Your output is the lines from the first one to the one containing "import React from", repeated exactly, with images left out.
-- begin DATA EXCERPT --
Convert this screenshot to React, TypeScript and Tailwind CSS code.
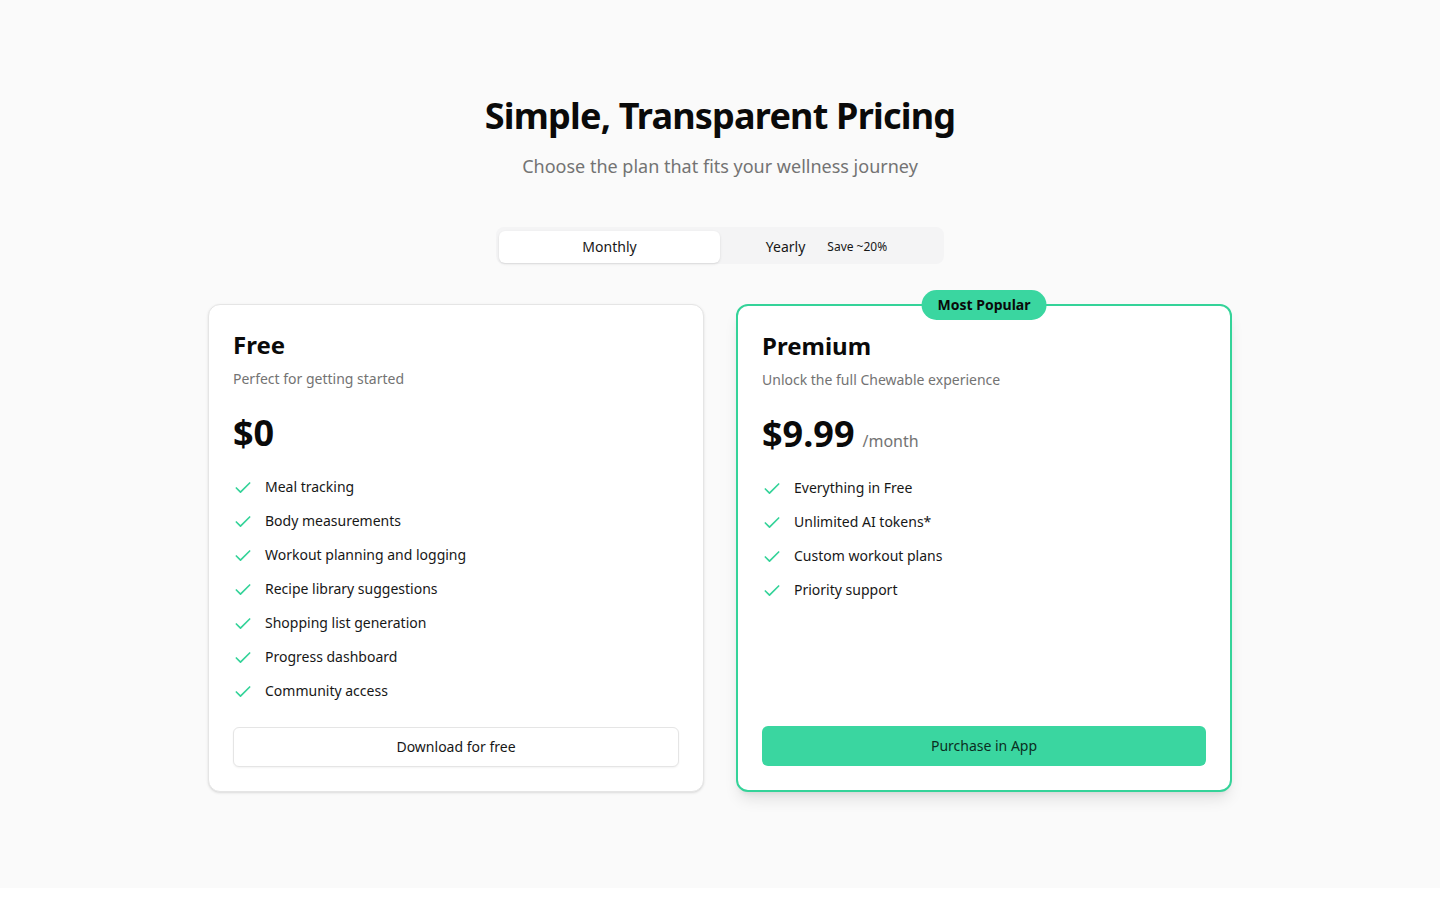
import React from "react";

const Check = () => (
  <svg className="h-5 w-5 shrink-0 translate-y-[1px] text-[#34d399]" viewBox="0 0 24 24" fill="none" stroke="currentColor" strokeWidth="2" strokeLinecap="round" strokeLinejoin="round">
    <path d="M20 6 9 17l-5-5" />
  </svg>
);

const freeFeatures = [
  "Meal tracking",
  "Body measurements",
  "Workout planning and logging",
  "Recipe library suggestions",
  "Shopping list generation",
  "Progress dashboard",
  "Community access",
];

const premiumFeatures = [
  "Everything in Free",
  "Unlimited AI tokens*",
  "Custom workout plans",
  "Priority support",
];

function Features({ items }: { items: string[] }) {
  return (
    <ul className="mt-6 flex flex-1 flex-col gap-[14px]">
      {items.map((f) => (
        <li key={f} className="flex items-center gap-3 text-sm leading-5 text-[#171717]">
          <Check />
          <span>{f}</span>
        </li>
      ))}
    </ul>
  );
}

export default function App() {
  return (
    <div className="bg-white" style={{ fontFamily: '"Noto Sans", "Open Sans", sans-serif' }}>
      <section className="bg-[#fafafa] py-24">
        <div className="text-center">
          <h1 className="text-4xl font-bold leading-10 tracking-[-0.022em] text-[#0a0a0a]">Simple, Transparent Pricing</h1>
          <p className="mt-4 text-lg leading-7 text-[#737373]">Choose the plan that fits your wellness journey</p>
        </div>

        <div className="mx-auto mt-[47px] grid h-[37px] w-[448px] grid-cols-2 rounded-lg bg-[#f4f4f5] px-[3px] pt-[4px] pb-[1px]">
          <div className="flex items-center justify-center rounded-md bg-white text-sm text-[#171717] shadow-sm">Monthly</div>
          <div className="flex items-center justify-center gap-[22px] pr-2 text-sm text-[#171717]">
            <span>Yearly</span>
            <span className="text-xs">Save ~20%</span>
          </div>
        </div>

        <div className="mx-auto mt-10 grid max-w-5xl grid-cols-2 gap-8">
          <div className="flex flex-col rounded-xl border border-[#e5e5e5] bg-white p-6 shadow-sm">
            <h3 className="text-2xl font-bold leading-8 text-[#0a0a0a]">Free</h3>
            <p className="mt-2 text-sm leading-5 text-[#737373]">Perfect for getting started</p>
            <div className="mt-6 text-4xl font-bold leading-10 text-[#0a0a0a]">$0</div>
            <Features items={freeFeatures} />
            <button className="mt-[26px] h-10 w-full rounded-md border border-[#e5e5e5] bg-white text-sm text-[#171717] shadow-xs">Download for free</button>
          </div>

          <div className="relative flex flex-col rounded-xl border-2 border-[#34d399] bg-white p-6 shadow-lg">
            <div className="absolute -top-[16px] left-1/2 -translate-x-1/2 rounded-full bg-[#3ad6a0] px-4 py-[5px] text-sm font-bold leading-5 text-[#0a0a0a]">Most Popular</div>
            <h3 className="text-2xl font-bold leading-8 text-[#0a0a0a]">Premium</h3>
            <p className="mt-2 text-sm leading-5 text-[#737373]">Unlock the full Chewable experience</p>
            <div className="mt-6 flex items-baseline gap-2">
              <span className="text-4xl font-bold leading-10 text-[#0a0a0a]">$9.99</span>
              <span className="text-base text-[#737373]">/month</span>
            </div>
            <Features items={premiumFeatures} />
            <button className="mt-[26px] h-10 w-full rounded-md bg-[#3ad6a0] text-sm text-[#0b2e22]">Purchase in App</button>
          </div>
        </div>
      </section>
    </div>
  );
}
-- end DATA EXCERPT --
- THE RESPONSE:
Convert this screenshot to React, TypeScript and Tailwind CSS code.
import React from "react";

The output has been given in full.